CAF President, Issa Hayatou, Egypt FA Chairman, Samir Zaher and FIFA Director Thierry Regenass opened the conference. CAF’s Football Development Director and FIFA TSG member Abdel Moneim Hussein went through the highlights of the FIFA World Cup, UEFA Technical Director Andy Roxburgh presented a lecture on the current trends in the game while former Swiss international Jean-Paul Brigger, head of FIFA's Technical Study Group, highlighted the changes in the way football was played at South Africa 2010.

Coaches from the six African countries who participated at the FIFA World Cup finals also debated the lessons they had learned, analysing their preparations, the tournament itself and the lessons drawn from the four weeks in South Africa in June and July.

We stayed with our style of play, we didn’t change anything and that gave confidence back to the players.

Lessons of a champion
Del Bosque kept the audience enthralled with his analysis, praising the work Spain has done at youth level and admitting he has had the good fortune to benefit from a steady supply of talented players who had come through the ranks.
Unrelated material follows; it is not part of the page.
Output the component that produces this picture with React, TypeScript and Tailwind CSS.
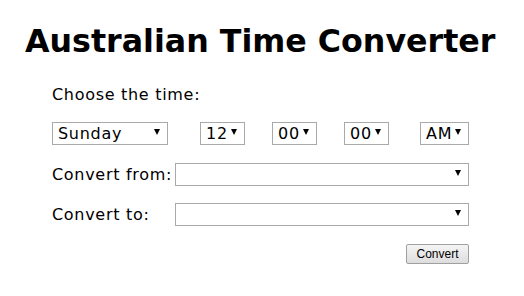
import React from "react";

function Sel({ w, text }: { w: string; text?: string }) {
  return (
    <div
      className={`${w} h-[23px] border border-[#a9a9a9] bg-white flex items-center justify-between pl-[5px] pr-[7px] text-[16px] tracking-[0.7px] leading-none text-black`}
    >
      <span>{text ?? ""}</span>
      <svg width="6" height="6" viewBox="0 0 6 6" className="mb-[3px] shrink-0">
        <path d="M0 0H6L3 6Z" fill="#000" />
      </svg>
    </div>
  );
}

export default function App() {
  return (
    <div className="w-[524px] h-[296px] bg-white text-black font-['DejaVu_Sans',Verdana,sans-serif]">
      <h1 className="pt-[22px] pl-[25px] text-[31.7px] font-bold leading-[38px]">Australian Time Converter</h1>
      <div className="pl-[52px] pr-[55px]">
        <div className="mt-[25px] text-[16px] tracking-[0.7px] leading-[20px]">Choose the time:</div>
        <div className="mt-[17px] flex items-center">
          <Sel w="w-[116px]" text="Sunday" />
          <div className="ml-[32px]"><Sel w="w-[45px]" text="12" /></div>
          <div className="ml-[27px]"><Sel w="w-[45px]" text="00" /></div>
          <div className="ml-[27px]"><Sel w="w-[45px]" text="00" /></div>
          <div className="ml-[31px]"><Sel w="w-[49px]" text="AM" /></div>
        </div>
        <div className="mt-[18px] flex items-center">
          <span className="w-[123px] text-[16px] tracking-[0.7px] leading-[20px]">Convert from:</span>
          <Sel w="w-[294px]" />
        </div>
        <div className="mt-[17px] flex items-center">
          <span className="w-[123px] text-[16px] tracking-[0.7px] leading-[20px]">Convert to:</span>
          <Sel w="w-[294px]" />
        </div>
        <div className="mt-[18px] flex justify-end">
          <button className="w-[63px] h-[20px] border border-[#a0a0a0] rounded-[2px] bg-gradient-to-b from-[#f5f5f5] to-[#dddddd] text-[12px] leading-none font-['Liberation_Sans',Arial,sans-serif] text-black">
            Convert
          </button>
        </div>
      </div>
    </div>
  );
}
He told the African coaches that improved training infrastructure and the education of technical staff was also vital in his winning formula.
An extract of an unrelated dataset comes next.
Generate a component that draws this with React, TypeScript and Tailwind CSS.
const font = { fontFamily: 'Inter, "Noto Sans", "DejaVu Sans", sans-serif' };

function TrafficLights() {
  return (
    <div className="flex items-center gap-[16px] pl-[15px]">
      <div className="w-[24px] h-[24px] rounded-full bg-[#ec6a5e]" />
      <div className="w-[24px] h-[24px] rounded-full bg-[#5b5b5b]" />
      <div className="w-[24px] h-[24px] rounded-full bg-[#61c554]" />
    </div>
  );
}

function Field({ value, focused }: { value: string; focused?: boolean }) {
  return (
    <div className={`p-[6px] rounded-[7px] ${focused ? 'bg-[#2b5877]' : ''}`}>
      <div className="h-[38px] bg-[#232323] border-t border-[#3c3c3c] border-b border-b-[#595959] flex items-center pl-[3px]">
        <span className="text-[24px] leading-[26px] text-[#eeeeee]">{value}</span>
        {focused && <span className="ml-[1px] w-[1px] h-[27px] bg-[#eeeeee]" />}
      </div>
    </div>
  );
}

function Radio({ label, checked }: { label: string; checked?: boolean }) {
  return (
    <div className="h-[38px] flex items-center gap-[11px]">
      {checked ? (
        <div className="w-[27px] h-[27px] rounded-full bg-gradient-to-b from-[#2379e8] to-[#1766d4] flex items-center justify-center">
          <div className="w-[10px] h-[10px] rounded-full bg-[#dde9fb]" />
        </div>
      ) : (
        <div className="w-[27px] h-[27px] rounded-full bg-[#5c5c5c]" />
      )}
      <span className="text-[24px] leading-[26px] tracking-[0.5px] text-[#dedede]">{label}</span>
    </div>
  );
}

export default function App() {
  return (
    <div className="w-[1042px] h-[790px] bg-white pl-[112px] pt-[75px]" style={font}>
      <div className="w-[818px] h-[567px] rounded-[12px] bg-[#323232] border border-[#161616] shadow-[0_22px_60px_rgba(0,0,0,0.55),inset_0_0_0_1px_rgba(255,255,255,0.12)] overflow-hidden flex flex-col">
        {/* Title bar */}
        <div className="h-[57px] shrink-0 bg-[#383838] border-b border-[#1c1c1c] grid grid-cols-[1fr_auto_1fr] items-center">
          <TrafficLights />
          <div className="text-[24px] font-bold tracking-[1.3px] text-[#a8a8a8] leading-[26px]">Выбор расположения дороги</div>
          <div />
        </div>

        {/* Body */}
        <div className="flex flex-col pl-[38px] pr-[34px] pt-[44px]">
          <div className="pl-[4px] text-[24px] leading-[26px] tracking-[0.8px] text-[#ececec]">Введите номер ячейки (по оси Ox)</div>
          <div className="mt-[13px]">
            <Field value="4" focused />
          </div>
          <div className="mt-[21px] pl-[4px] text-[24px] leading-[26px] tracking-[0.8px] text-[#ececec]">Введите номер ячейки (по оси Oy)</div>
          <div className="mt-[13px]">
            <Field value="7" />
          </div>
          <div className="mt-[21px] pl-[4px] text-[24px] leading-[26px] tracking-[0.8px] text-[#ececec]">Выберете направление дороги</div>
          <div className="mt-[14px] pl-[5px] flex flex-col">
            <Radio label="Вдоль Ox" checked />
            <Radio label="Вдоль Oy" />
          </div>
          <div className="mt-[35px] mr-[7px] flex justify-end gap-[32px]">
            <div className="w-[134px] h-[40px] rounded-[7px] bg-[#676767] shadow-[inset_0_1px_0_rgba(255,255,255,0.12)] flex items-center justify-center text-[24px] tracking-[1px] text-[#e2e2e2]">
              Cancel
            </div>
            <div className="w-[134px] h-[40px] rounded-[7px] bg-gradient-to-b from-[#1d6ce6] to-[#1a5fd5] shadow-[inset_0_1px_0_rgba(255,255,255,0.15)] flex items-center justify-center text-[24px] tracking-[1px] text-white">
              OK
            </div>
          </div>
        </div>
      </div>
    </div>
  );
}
In planning for the World Cup, Del Bosque cited the country’s perfect record in the preliminaries ahead of the 2010 finals and the experience gained at the FIFA Confederations Cup in 2009, even though Spain were knocked out in the semi-final in a shock loss to the USA.

He told coaches that he had sought a “good balance between training, matches and relaxation” and had made a number of changes of hotels and training camps to avoid his squad becoming bored. Training in the build up to the FIFA World Cup and during the tournament was key, he added. “The players have to enjoy it, it is an important part of the psychological aspect, where we focused a lot to try and avoid mental tiredness,” he said. He also cited a well-disciplined and happy group of players as a massive bonus in his overall working.
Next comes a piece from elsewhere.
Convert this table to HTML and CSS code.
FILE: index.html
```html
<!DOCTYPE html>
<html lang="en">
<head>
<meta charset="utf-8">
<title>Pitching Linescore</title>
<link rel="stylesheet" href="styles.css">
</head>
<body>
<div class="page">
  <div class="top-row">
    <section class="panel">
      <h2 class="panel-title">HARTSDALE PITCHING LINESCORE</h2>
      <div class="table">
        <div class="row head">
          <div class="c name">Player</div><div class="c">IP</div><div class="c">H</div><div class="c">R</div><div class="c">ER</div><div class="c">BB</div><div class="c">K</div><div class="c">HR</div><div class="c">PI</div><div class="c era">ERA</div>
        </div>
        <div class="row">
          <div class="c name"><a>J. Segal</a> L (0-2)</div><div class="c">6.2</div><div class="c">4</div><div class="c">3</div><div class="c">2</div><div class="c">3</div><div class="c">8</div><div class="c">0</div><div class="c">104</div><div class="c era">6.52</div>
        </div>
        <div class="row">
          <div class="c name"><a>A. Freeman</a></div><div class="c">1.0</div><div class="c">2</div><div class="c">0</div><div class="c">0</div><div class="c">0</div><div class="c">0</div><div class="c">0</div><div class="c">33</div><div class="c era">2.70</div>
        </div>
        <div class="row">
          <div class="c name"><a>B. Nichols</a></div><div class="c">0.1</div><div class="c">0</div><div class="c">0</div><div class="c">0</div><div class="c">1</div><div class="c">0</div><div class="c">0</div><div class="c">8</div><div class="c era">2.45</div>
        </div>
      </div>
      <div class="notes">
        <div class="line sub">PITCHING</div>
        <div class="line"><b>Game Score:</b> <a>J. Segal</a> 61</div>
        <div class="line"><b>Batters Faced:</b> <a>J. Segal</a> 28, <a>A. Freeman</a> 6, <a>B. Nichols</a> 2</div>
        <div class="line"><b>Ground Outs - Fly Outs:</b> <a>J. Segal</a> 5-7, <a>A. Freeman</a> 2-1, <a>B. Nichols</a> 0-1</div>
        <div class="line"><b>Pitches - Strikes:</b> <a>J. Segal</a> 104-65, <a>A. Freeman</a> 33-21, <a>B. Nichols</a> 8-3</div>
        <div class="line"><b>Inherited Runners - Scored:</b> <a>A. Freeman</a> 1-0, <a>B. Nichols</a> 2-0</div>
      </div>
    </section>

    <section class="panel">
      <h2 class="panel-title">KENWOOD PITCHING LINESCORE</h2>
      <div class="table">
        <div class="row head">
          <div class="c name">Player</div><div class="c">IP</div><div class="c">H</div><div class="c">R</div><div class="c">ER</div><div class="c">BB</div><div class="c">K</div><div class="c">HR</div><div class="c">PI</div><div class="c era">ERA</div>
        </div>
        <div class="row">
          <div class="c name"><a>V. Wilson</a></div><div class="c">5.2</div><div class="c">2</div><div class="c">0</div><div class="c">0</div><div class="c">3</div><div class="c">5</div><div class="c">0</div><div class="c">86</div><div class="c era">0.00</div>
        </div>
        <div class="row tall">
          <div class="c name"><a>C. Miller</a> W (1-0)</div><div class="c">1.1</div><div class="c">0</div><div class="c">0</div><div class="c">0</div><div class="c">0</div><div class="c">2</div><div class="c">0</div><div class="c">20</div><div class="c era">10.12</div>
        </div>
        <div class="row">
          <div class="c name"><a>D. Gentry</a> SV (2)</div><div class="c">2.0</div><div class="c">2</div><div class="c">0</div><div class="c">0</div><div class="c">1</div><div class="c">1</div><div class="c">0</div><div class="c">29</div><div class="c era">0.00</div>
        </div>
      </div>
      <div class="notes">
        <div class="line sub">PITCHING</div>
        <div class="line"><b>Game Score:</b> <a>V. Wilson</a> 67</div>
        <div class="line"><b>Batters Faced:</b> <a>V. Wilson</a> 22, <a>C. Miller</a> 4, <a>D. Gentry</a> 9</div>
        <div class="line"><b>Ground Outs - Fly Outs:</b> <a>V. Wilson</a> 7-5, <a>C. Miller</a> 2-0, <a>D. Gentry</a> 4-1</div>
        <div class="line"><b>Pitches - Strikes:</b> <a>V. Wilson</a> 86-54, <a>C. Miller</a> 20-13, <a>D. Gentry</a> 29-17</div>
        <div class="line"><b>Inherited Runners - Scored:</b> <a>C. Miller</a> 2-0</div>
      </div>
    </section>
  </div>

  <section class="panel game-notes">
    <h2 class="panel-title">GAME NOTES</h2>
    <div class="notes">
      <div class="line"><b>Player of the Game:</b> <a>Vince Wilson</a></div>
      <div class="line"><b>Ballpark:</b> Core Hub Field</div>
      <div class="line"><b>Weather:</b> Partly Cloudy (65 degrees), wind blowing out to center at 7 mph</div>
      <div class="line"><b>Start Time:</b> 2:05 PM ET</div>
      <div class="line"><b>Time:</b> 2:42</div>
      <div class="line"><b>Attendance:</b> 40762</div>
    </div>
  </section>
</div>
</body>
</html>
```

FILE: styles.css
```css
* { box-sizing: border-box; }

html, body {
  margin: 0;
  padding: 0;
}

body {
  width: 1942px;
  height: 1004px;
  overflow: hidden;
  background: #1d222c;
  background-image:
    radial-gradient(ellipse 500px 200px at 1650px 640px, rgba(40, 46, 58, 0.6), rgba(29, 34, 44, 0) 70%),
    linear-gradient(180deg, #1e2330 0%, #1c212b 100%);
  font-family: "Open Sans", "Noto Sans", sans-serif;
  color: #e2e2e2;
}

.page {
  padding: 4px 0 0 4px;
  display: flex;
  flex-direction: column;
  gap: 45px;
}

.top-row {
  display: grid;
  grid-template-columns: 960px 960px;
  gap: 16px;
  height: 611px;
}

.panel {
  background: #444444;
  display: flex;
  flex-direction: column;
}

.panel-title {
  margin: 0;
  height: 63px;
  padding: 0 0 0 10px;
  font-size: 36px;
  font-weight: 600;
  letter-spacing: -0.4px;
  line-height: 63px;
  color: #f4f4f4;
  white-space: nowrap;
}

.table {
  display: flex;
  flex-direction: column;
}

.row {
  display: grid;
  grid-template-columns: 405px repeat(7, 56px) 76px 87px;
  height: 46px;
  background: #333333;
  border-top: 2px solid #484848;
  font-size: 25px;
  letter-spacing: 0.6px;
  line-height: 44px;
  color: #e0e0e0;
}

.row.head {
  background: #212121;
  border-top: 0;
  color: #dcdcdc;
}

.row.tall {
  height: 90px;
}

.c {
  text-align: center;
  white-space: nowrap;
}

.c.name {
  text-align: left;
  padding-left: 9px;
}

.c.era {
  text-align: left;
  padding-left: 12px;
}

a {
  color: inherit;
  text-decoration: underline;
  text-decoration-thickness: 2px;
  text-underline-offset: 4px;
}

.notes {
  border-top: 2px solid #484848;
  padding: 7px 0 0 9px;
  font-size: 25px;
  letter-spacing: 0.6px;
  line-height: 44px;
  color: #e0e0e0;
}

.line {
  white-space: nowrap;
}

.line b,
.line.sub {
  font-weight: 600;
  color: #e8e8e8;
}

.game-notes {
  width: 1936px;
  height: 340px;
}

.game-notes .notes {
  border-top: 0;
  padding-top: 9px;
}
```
Del Bosque then gave some sage advice on the issue of leadership to the coaches: “The style of a leader cannot be learned by reading a book. It depends on your character, personality, education and experience. There are not two coaches who are the same,” he told the seminar. “Whereas in developing your strategy for playing the game, there can be influence from others, the leadership style of each individual is personal. It is important to listen, to understand and interpret the silence of the players. Some say that coaching is more an art than a science.”

Del Bosque drew some smiles from the audience when he suggested that Spain’s loss to Switzerland in Durban in their opening match at the tournament actually turned out to be the perfect panacea for the rest of the event in South Africa. “We did not look for scapegoats after the defeat or blame anyone,” he said. “We stayed with our style of play, we didn’t change anything and that gave confidence back to the players.”

All participants, who thanked world football’s governing body for the effort in arranging this historic get-together, appreciated the seminar. “What a brilliant idea,” enthused new South Africa coach Pitso Mosimane. “It’s so good to be able to learn from some of the best in the game."